India's new government needs to add energy storage in addition to its "clear focus" on solar and other renewables, says Dr Tim Fox. Image: Wikimedia user: saravask
The Institution has identified a pressing need in developing countries to connect local farmers with higher value market options both locally, nationally and internationally through sustainable cold chains; both renewables and energy storage are essential to making that happen. To encourage development, governments need to focus on barrier removal and creating enabling policy frameworks that encourage inward investment and entrepreneurship. This should include considering tax breaks and import tariff strategies, the provision of basic infrastructure needed to support renewables deployment, the removal of unnecessary regulatory burdens and creating subsidies and incentives that recognise the different financial model associated with renewable technologies.

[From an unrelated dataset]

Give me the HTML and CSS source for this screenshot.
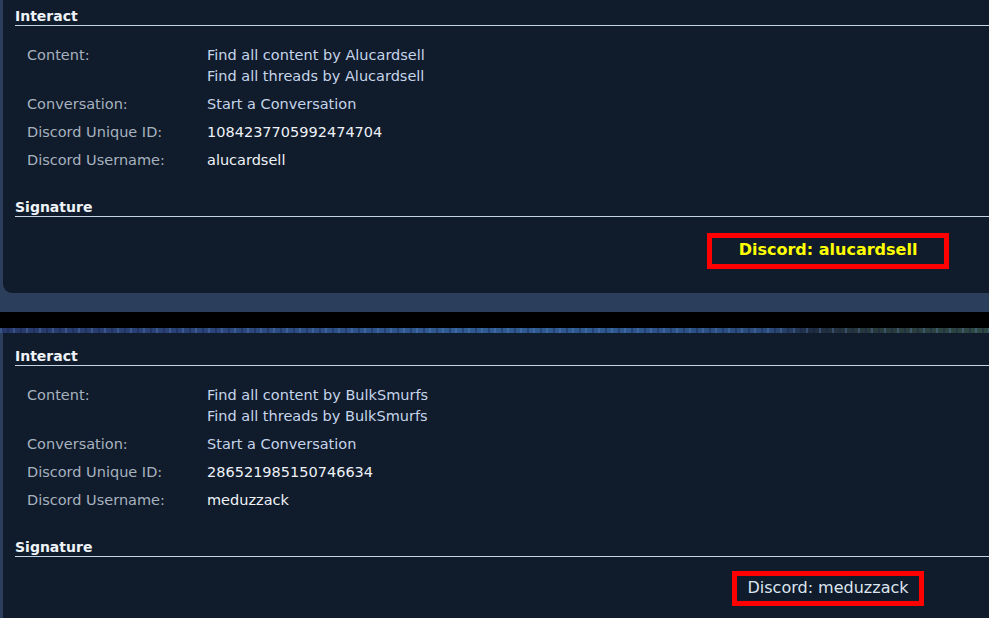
FILE: index.html
```html
<!DOCTYPE html>
<html>
<head>
<meta charset="utf-8">
<link rel="stylesheet" href="styles.css">
</head>
<body>
<div class="page">
  <section class="frame frame-top">
    <div class="panel panel-top">
      <h3 class="block-head">Interact</h3>
      <div class="info">
        <div class="row">
          <div class="label">Content:</div>
          <div class="value">
            <a class="link">Find all content by Alucardsell</a>
            <a class="link">Find all threads by Alucardsell</a>
          </div>
        </div>
        <div class="row">
          <div class="label">Conversation:</div>
          <div class="value"><a class="link">Start a Conversation</a></div>
        </div>
        <div class="row">
          <div class="label">Discord Unique ID:</div>
          <div class="value">1084237705992474704</div>
        </div>
        <div class="row">
          <div class="label">Discord Username:</div>
          <div class="value">alucardsell</div>
        </div>
      </div>
      <h3 class="block-head sig-head">Signature</h3>
      <div class="signature">
        <div class="sig-box sig-bold">Discord: alucardsell</div>
      </div>
    </div>
  </section>
  <div class="divider"></div>
  <div class="texture"></div>
  <section class="frame frame-bottom">
    <div class="panel panel-bottom">
      <h3 class="block-head">Interact</h3>
      <div class="info">
        <div class="row">
          <div class="label">Content:</div>
          <div class="value">
            <a class="link">Find all content by BulkSmurfs</a>
            <a class="link">Find all threads by BulkSmurfs</a>
          </div>
        </div>
        <div class="row">
          <div class="label">Conversation:</div>
          <div class="value"><a class="link">Start a Conversation</a></div>
        </div>
        <div class="row">
          <div class="label">Discord Unique ID:</div>
          <div class="value">286521985150746634</div>
        </div>
        <div class="row">
          <div class="label">Discord Username:</div>
          <div class="value">meduzzack</div>
        </div>
      </div>
      <h3 class="block-head sig-head">Signature</h3>
      <div class="signature signature-tight">
        <div class="sig-box sig-plain">Discord: meduzzack</div>
      </div>
    </div>
  </section>
</div>
</body>
</html>
```
FILE: styles.css
```css
html, body {
  margin: 0;
  padding: 0;
  background: #101b2b;
  overflow: hidden;
  width: 989px;
  height: 618px;
}
body {
  font-family: "DejaVu Sans", Verdana, sans-serif;
  font-size: 14.5px;
  color: #e6edf5;
}
.page {
  width: 989px;
  height: 618px;
  overflow: hidden;
  display: flex;
  flex-direction: column;
}
.frame {
  background: #2b3f5c;
  padding-left: 3px;
  flex: none;
}
.frame-top {
  padding-bottom: 19px;
}
.panel {
  background: #101b2b;
  padding: 0 0 0 12px;
  box-sizing: border-box;
}
.panel-top {
  height: 293px;
  padding-top: 7px;
  border-bottom-left-radius: 9px;
}
.panel-bottom {
  height: 285px;
  padding-top: 14px;
}
.divider {
  height: 16px;
  background: #000;
  flex: none;
}
.texture {
  height: 5px;
  flex: none;
  background:
    repeating-linear-gradient(90deg, rgba(90, 130, 190, 0.35) 0 2px, transparent 2px 7px, rgba(20, 30, 70, 0.35) 7px 9px, transparent 9px 13px),
    linear-gradient(90deg, #27396a 0%, #2a4478 20%, #2f5a92 45%, #2d5890 62%, #2a4a7a 78%, #1f2c40 82%, #283a3c 88%, #2f4a44 100%);
}
.block-head {
  margin: 0;
  font-size: 14px;
  font-weight: bold;
  line-height: 18px;
  color: #eef3f8;
  border-bottom: 1px solid #c3d4e3;
}
.info {
  padding: 19px 0 0 12px;
  display: flex;
  flex-direction: column;
  gap: 7px;
}
.row {
  display: flex;
  line-height: 21px;
}
.label {
  width: 180px;
  flex: none;
  color: #a7b2bf;
}
.value {
  display: flex;
  flex-direction: column;
  color: #eef2f7;
}
.link {
  color: #c5d5ea;
}
.sig-head {
  margin-top: 27px;
}
.signature {
  display: flex;
  justify-content: center;
  padding: 16px 0 0 652px;
}
.signature-tight {
  padding-top: 14px;
}
.sig-box {
  border: 5px solid #ff0000;
  box-sizing: border-box;
  white-space: nowrap;
}
.sig-bold {
  height: 36px;
  padding: 0 27px;
  line-height: 24px;
  font-size: 16px;
  font-weight: bold;
  color: #ffff00;
}
.sig-plain {
  height: 35px;
  padding: 0 10px;
  line-height: 24px;
  font-size: 16px;
  color: #dde6f0;
}
```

The recently announced India Union Budget 2014-15 showed a clear focus on solar for electricity generation as a driver for taking renewable energy forward in the nation, but Mr Modi's new government also needs to apply the lessons learnt from his time as Chief Minister in Gujaret for the design of national policies which will incentivise small decentralized solar applications as well as larger, grid connected photovoltaics. And additionally, of-course, there needs to be a focus on energy storage as an enabling technology, both for micro-grid and grid level applications. There are however signs that the Government is beginning to recognize this need, with the recent announcements of the Power Grid Corporation of India and Ministry of New and Renewable Energy on energy storage demonstration projects.